For the past 2 years, I kept track of every loaf of sourdough bread I baked by photographing them and putting them in flickr albums. This year in review got me thinking about how our appetites wax, wane, and change, and how my solid wild yeast addiction has changed over the years from my first intrepid loaves back in 2010.
I logged 114 loaves of wild bread in 2014, and only 83 this past year. The odd 30 loaf change spurred me to thinking about my bakery habits. My daily life has changed enough that bread isn’t as romantic as it used to be, it’s more methodical and dutiful. I don’t enjoy it any less, but it is a hard fact that the time I once had for experimentation and 3 days cultivation has temporarily left me. I’ve made more quick breads, many (many) more tortillas, and towards the end of 2015 huge batches of whole wheat chapatis thanks to Hot Bread Kitchen.
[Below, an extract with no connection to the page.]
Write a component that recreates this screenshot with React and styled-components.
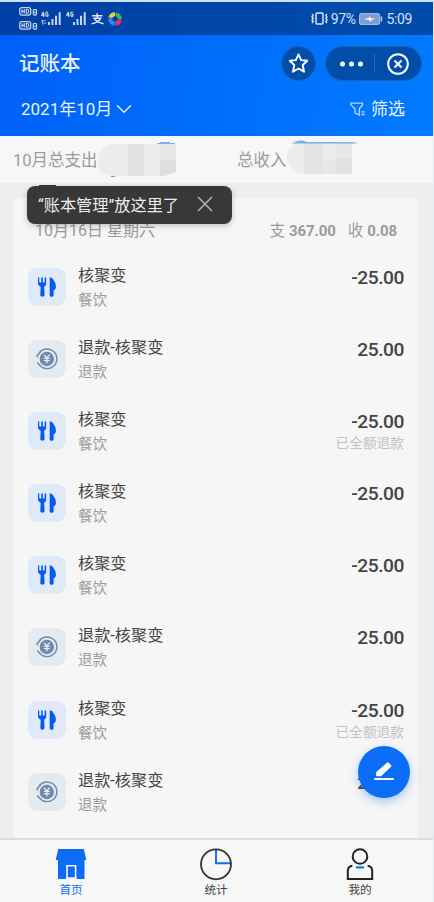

While I still feel that long, slow bread is best, I also have cut myself some slack in the whole foods prep department. I do not have the time to soak every almond and walnut, I do not have the time to even keep a yogurt culture from dying out on me and I’m going to say that is okay. I also know that “quick” yeast bread that came out of my kitchen is (in my opinion anyway) infinitely more healthy than planning a trip to and picking out a store bread devoid (for the most part) of character. There are good bakeries out there, there are good bakeries here in Milwaukee! But there is still something about bread coming from my own hands, by way of my cheap (but oh so accurate) Hotpoint oven that I will never get over.
It’s what gives me the soul of a baker I think, that as the years pass it’s the one constant I insist I produce myself.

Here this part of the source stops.